SAMPE Technical Sessions : Accelerating Materials and Process Development Through Digitization

• 11.00-11.20: Advances in Digital Tools for Materials and Process Development by Prof. Anoush Pousartip, University of British Columbia, Director of Research at Convergent Manufacturing Technologies, Canada, SAMPE North America

Composite materials selection and the associated processing, manufacturing and design practice has to date been a complex and often fragile construct that has been primarily driven by the need to manage uncertainty and risk in scale-up. In the last two decades, the packaging of knowledge in the form of predictive simulation supported by characterized materials and standardized workflows has started to change this paradigm, but the best is yet to come. The latest digital approaches, fueled by the explosion in research on Artificial Intelligence (AI) and Machine Learning (ML), are enabling the fusion of physics-based simulation, data from all scales, and the quantification and propagation of uncertainty through all phases of materials and process development, manufacturing scale-up, and in-production control.  This creates the potential to take out significant time, risk, and cost from future advanced composite structures development and production.  This talk shares examples of the current state-of-the-art while suggesting best practices to benefit from this latest wave of digitalization.

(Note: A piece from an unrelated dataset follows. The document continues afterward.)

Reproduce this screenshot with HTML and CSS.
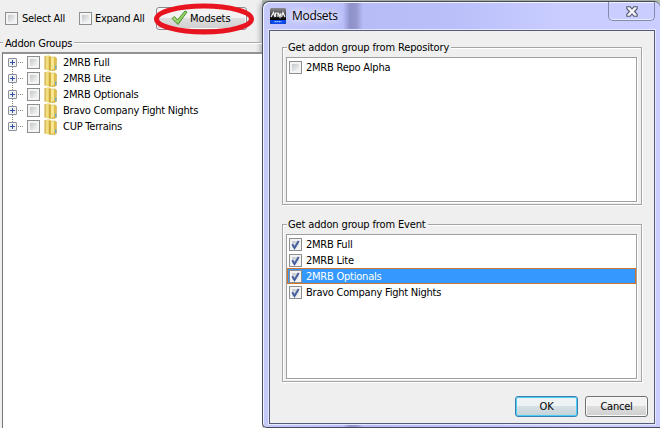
FILE: index.html
```html
<!DOCTYPE html>
<html lang="en">
<head>
<meta charset="utf-8">
<title>Modsets</title>
<link rel="stylesheet" href="styles.css">
</head>
<body>
<svg class="defs" aria-hidden="true">
  <defs>
    <linearGradient id="gold" x1="0" x2="1" y1="0" y2="0"><stop offset="0" stop-color="#c9a233"/><stop offset=".35" stop-color="#f6e48e"/><stop offset="1" stop-color="#dcba47"/></linearGradient>
    <linearGradient id="leaf" x1="0" x2="1" y1="0" y2="1"><stop offset="0" stop-color="#c3ec98"/><stop offset="1" stop-color="#6fbe3d"/></linearGradient>
    <symbol id="folder" viewBox="0 0 14 16">
      <path d="M6 2h5l1.500 1v11.500l-2 1H6z" fill="#dfbd4b" stroke="#cfb050" stroke-width=".6"/>
      <path d="M11 10.500h1.400v3.500h-1.400z" fill="#6fa9d8"/>
      <path d="M7 2.500l3-1v12.500l-3 1z" fill="#f6e593"/>
      <path d="M.5 1 5 .3l2 1.700V14.500l-1.500 1.200-5-1.200z" fill="url(#gold)"/>
      <path d="M5.700 2v13" stroke="#bd962c" stroke-width=".8"/>
    </symbol>
    <symbol id="tick" viewBox="0 0 13 13">
      <path d="M3.300 6.300 5.500 10 9.700 2.900" fill="none" stroke="#455f9f" stroke-width="2"/>
    </symbol>
  </defs>
</svg>
<div class="screen">
  <main class="app">
    <div class="toolbar">
      <span class="check"></span><span class="t select">Select All</span>
      <span class="check"></span><span class="t expand">Expand All</span>
      <button class="modsets"><svg width="17" height="16" viewBox="0 0 17 16"><path d="M1 8.500 3.500 6.500 6.500 10 14 1 16 2 7 14.500z" fill="url(#leaf)" stroke="#4b8f2d"/></svg><span class="t mod">Modsets</span></button>
    </div>
    <svg class="ring" width="104" height="38" viewBox="0 0 104 38"><ellipse cx="52" cy="19" rx="47.500" ry="13" fill="none" stroke="#e8141f" stroke-width="5"/></svg>
    <div class="heading"><span class="t addon">Addon Groups</span></div>
    <div class="tree">
      <div class="node"><i class="plus"></i><i class="dots"></i><span class="check"></span><svg class="folder"><use href="#folder"/></svg><span class="t">2MRB Full</span></div>
      <div class="node"><i class="plus"></i><i class="dots"></i><span class="check"></span><svg class="folder"><use href="#folder"/></svg><span class="t">2MRB Lite</span></div>
      <div class="node"><i class="plus"></i><i class="dots"></i><span class="check"></span><svg class="folder"><use href="#folder"/></svg><span class="t">2MRB Optionals</span></div>
      <div class="node"><i class="plus"></i><i class="dots"></i><span class="check"></span><svg class="folder"><use href="#folder"/></svg><span class="t">Bravo Company Fight Nights</span></div>
      <div class="node"><i class="plus"></i><i class="dots"></i><span class="check"></span><svg class="folder"><use href="#folder"/></svg><span class="t">CUP Terrains</span></div>
    </div>
  </main>
  <div class="dialog">
    <div class="titlebar">
      <svg class="logo" width="16" height="16" viewBox="0 0 16 16"><defs><linearGradient id="lg" x1="0" x2="0" y1="0" y2="1"><stop offset="0" stop-color="#8b8b90"/><stop offset=".5" stop-color="#333"/><stop offset=".7" stop-color="#000"/></linearGradient></defs><rect width="16" height="16" rx="1.500" fill="url(#lg)"/><path d="M0 12h16v2.500L14.500 16h-13L0 14.500z" fill="#0b49e8"/><path d="M1 9 3.500 4.500 5 9M5.500 9V5H8v4M8.500 5l1.500 4 1-4M11.500 9 13 4.500 15 9" fill="none" stroke="#eee" stroke-width="1.200"/><path d="M4.500 13.700h7" stroke="#9fc4ff" stroke-width="1.200" stroke-dasharray="1.500 .5"/></svg>
      <span class="title">Modsets</span>
      <span class="close"><svg width="12" height="11" viewBox="0 0 12 11"><path d="M.8.800h3.400L6 3 7.800.8h3.400v1.900L8.500 5.500l2.700 2.800v1.900H7.800L6 8 4.200 10.200H.8V8.300l2.700-2.800L.8 2.700z" fill="#f4f4f8" stroke="#555a70" stroke-width="1.100"/></svg></span>
    </div>
    <div class="client">
      <section class="group">
        <h2 class="t repo">Get addon group from Repository</h2>
        <div class="list">
          <div class="item"><span class="check"></span><span class="t">2MRB Repo Alpha</span></div>
        </div>
      </section>
      <section class="group second">
        <h2 class="t event">Get addon group from Event</h2>
        <div class="list">
          <div class="item"><span class="check"><svg><use href="#tick"/></svg></span><span class="t">2MRB Full</span></div>
          <div class="item"><span class="check"><svg><use href="#tick"/></svg></span><span class="t">2MRB Lite</span></div>
          <div class="item selected"><span class="check"><svg><use href="#tick"/></svg></span><span class="t">2MRB Optionals</span></div>
          <div class="item"><span class="check"><svg><use href="#tick"/></svg></span><span class="t">Bravo Company Fight Nights</span></div>
        </div>
      </section>
      <div class="actions"><button class="ok">OK</button><button>Cancel</button></div>
    </div>
  </div>
</div>
</body>
</html>
```

FILE: styles.css
```css
* { box-sizing: border-box; }
body { margin: 0; background: #efefef; color: #000; font: 11px/16px "DejaVu Sans Condensed", "DejaVu Sans", sans-serif; font-stretch: condensed; letter-spacing: -0.23px; overflow: hidden; }
.defs { position: absolute; width: 0; height: 0; }
.screen { display: flex; width: 660px; height: 428px; background: linear-gradient(90deg, #efefef 262px, #b9c2b9 262px) 0 0 / 100% 6px no-repeat, #efefef; }
.app { position: relative; width: 262px; height: 428px; display: flex; flex-direction: column; }
.t { white-space: nowrap; }
.toolbar { display: flex; align-items: center; height: 36px; padding-left: 5px; }
.toolbar .select, .toolbar .expand { padding-top: 1px; letter-spacing: -0.3px; }
.check { flex: none; display: block; width: 13px; height: 13px; border: 1px solid #8e8f8f; background: linear-gradient(135deg, #c3c8cc, #f6f6f6) 2px 2px / 7px 7px no-repeat, #f4f4f4; }
.check svg { display: block; width: 13px; height: 13px; margin: -1px; }
.select { width: 57px; margin-left: 4px; }
.expand { width: 61px; margin-left: 3px; }
button { display: flex; align-items: center; justify-content: center; width: 63px; height: 21px; padding: 0; border: 1px solid #707070; border-radius: 3px; background: linear-gradient(#f3f3f3 0 45%, #dedede 50%, #cfcfcf); box-shadow: inset 0 0 0 1px #fafafa; color: #000; font: inherit; font-stretch: condensed; letter-spacing: inherit; }
.modsets { width: 91px; height: 23px; justify-content: flex-start; padding-left: 14px; border-color: #8a8a8a; }
.mod { margin-left: 2px; padding-top: 1px; letter-spacing: -0.1px; }
.ring { position: absolute; left: 152px; top: 0; }
.heading { display: flex; align-items: center; height: 16px; padding-left: 5px; }
.heading::before { content: ""; width: 3px; height: 2px; margin: -2px 0 0 -5px; background: linear-gradient(#a9a9a9 50%, #fff 50%); }
.heading .addon { padding: 0 2px; }
.heading::after { content: ""; flex: 1; height: 2px; margin-top: -2px; background: linear-gradient(#a9a9a9 50%, #fff 50%); }
.tree { flex: 1; margin-left: 2px; padding: 1px 0 0 5px; border: solid #777; border-width: 2px 0 0 1px; border-top-color: #929292; background: #fff; }
.node { display: flex; align-items: center; height: 16px; }
.node .check { margin-top: -2px; }
.plus { width: 9px; height: 9px; margin-top: -2px; border: 1px solid #8a8f99; border-radius: 1px; background: linear-gradient(#2c4f9e, #2c4f9e) 1px 3px / 5px 1px no-repeat, linear-gradient(#2c4f9e, #2c4f9e) 3px 1px / 1px 5px no-repeat, #f2f2f2; }
.node:not(:last-child) .plus::after { content: ""; display: block; width: 1px; height: 7px; margin: 8px 0 0 3px; background: repeating-linear-gradient(#888 0 1px, transparent 1px 2px); }
.dots { width: 5px; height: 1px; margin: -2px 4px 0 1px; background: repeating-linear-gradient(90deg, #888 0 1px, transparent 1px 2px); }
.folder { width: 14px; height: 16px; margin: -1px 5px 0 4px; }
.dialog { width: 398px; height: 427px; margin-top: 1px; padding: 0 5px 4px 6px; border: 1px solid #454b5b; border-right: 0; border-radius: 7px 6px 0 5px; background: linear-gradient(90deg, #c5c9fa 0, #babffa 80px, #8f91c9 87px, #9496cd 93px, #b7bcf7 100px, #babffa 190px, #c9cdff 300px); box-shadow: inset 1px 1px #f2f3ff, -2px 0 5px #0004; }
.titlebar { display: flex; align-items: flex-start; height: 28px; }
.logo { margin: 6px 0 0 1px; }
.title { margin: 5px 0 0 6px; font: 12px/18px "Open Sans", "Noto Sans", sans-serif; letter-spacing: -0.3px; text-shadow: 0 0 7px #fff, 0 0 9px #fff; }
.close { display: flex; align-items: center; justify-content: center; width: 47px; height: 19px; margin-left: auto; border: 1px solid #858baa; border-top: 0; border-radius: 0 0 5px 5px; box-shadow: inset 0 -1px #e9eaff; }
.client { width: 386px; height: 394px; padding: 16px 12px 0; border: 1px solid #555b78; background: #efefef; box-shadow: 0 0 0 1px #e5e7ff; }
.group { height: 158px; padding: 0 4px 3px 3px; border: 1px solid #a5a5a5; box-shadow: 1px 1px #fff, inset 1px 1px #fff; }
h2 { width: max-content; height: 16px; margin: -8px 0 1px 1px; padding: 0 2px 0 1px; background: #efefef; font: inherit; font-stretch: condensed; letter-spacing: -0.14px; }
.second { margin-top: 19px; }
.list { height: 145px; padding: 1px 0 0; border: 1px solid #a0a0a0; background: #fff; box-shadow: 1px 1px #fff; }
.item { display: flex; align-items: center; gap: 4px; height: 16px; padding-left: 2px; }
.item .check { margin-top: 1px; }
.item .t { padding-top: 2px; }
.selected {
  --h: repeating-linear-gradient(90deg, #e0701a 0 1px, #c07a3c 1px 2px);
  --v: repeating-linear-gradient(#e0701a 0 1px, #c07a3c 1px 2px);
  background: var(--h) 0 0 / 100% 1px no-repeat, var(--h) 0 100% / 100% 1px no-repeat, var(--v) 0 0 / 1px 100% no-repeat, var(--v) 100% 0 / 1px 100% no-repeat, #3399ff;
  color: #fff;
}
.actions { display: flex; justify-content: flex-end; gap: 7px; margin: 14px -6px 0 0; }
.ok { border-color: #3c7fb1; background: linear-gradient(#edf2f4 0 45%, #d5e1e6 50%, #c4d2d8); box-shadow: inset 0 0 0 1px #4ccdf3; }
```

• 11.20-11.40: Fabrication of Large Structures through Friction Screw Extrusion Additive Manufacturing - Status and Challenges by Ton Bor, Technical University of Delft, The Netherlands, SAMPE Europe

Various approaches exist for the additive manufacturing of metallic materials. High-strength aluminium alloys often show metallurgical difficulties when employing fusion-based approaches. Recently, a new solid-state additive manufacturing approach has been developed at the University of Twente that can fabricate aluminium parts providing a fine-scale forged microstructure. The approach is aimed at the fabrication of large-scale builds at high velocities exploiting the relatively high process temperatures developed in the screw-based printhead. The objective is to avoid the use of a full-scale post-deposition heat treatment of the fabricated part but rely on a relatively low-temperature aging treatment only integrating solutionizing and quenching in the fabrication process. Deposition of multiple layers of a medium-strength AA6060 T6 at various build velocities (100 mm/min – 500 mm/min) showed promising mechanical properties obtained in the deposition and build direction in as-printed condition. A subsequently performed aging treatment for 20 hours at 170 °C restored the mechanical properties of the top layers of all builds fabricated at 250 mm/min or faster. Lower layers in the build showed a more limited response due to the influence of the heat of subsequently deposited layers. Approaches to fully restore the mechanical properties across the entire build after the low-temperature aging treatment will be discussed as well the applicability to other medium and high-strength aluminium alloys.

• 11.40-12.00: Study on Epoxy/Nanoparticle Resin and High-Strength, Medium-Modulus Carbon Fiber Reinforced Composite Properties by Dr. Hansong Liu, Senior Engineer, AVIC Composite Technology Center, SAMPE China

This study developed an epoxy resin curing system by introducing a structurally optimized curing agent. Compared to the commonly used DDS curing system, it significantly increased the resin matrix modulus without compromising impact toughness. Rigid nanoparticles were incorporated into two types of epoxy curing systems, resulting in enhanced compressive modulus without decreasing the compressive strength. Microscopic observations revealed uniform dispersion of the nanoparticles within the resin matrix. The addition of rigid particles exhibited only minor effects on the reaction and rheological properties, with minimum viscosity showing a slight increase as particle content rose. Composites were fabricated using the epoxy/nanoparticle resin matrix and high-strength, medium-modulus carbon fiber CCF800H. Compared with composites based on the traditional epoxy/DDS system, the new composites demonstrated a significantly improved longitudinal compressive strength.

• 12.00-12.20: 100% Recycled CF Spun Yarn and Applied Products by Hayato Fukui, Working Group Leader, Toyota, SAMPE Japan

Toyota Industries Corporation is innovatively advancing CFRP recycling through Recycled CF Spun Yarn, utilizing cotton spinning technology to ensure superior fiber orientation and physical properties. This innovative yarn achieves 70% flexural strength and 90% flexural modulus of virgin CF, offering improved usability compared to resin pelletization or nonwoven fabrics. Seamlessly integrating with existing production methods, it supports prepregs, autoclave molding, and resin transfer molding. TICO is also building a comprehensive recycling ecosystem with quality assurance, CAE tools, and external collaboration. Current projects include recycled CFRP heald frames and marine propellers, advancing global cross-industry adoption and demonstrating product reliability.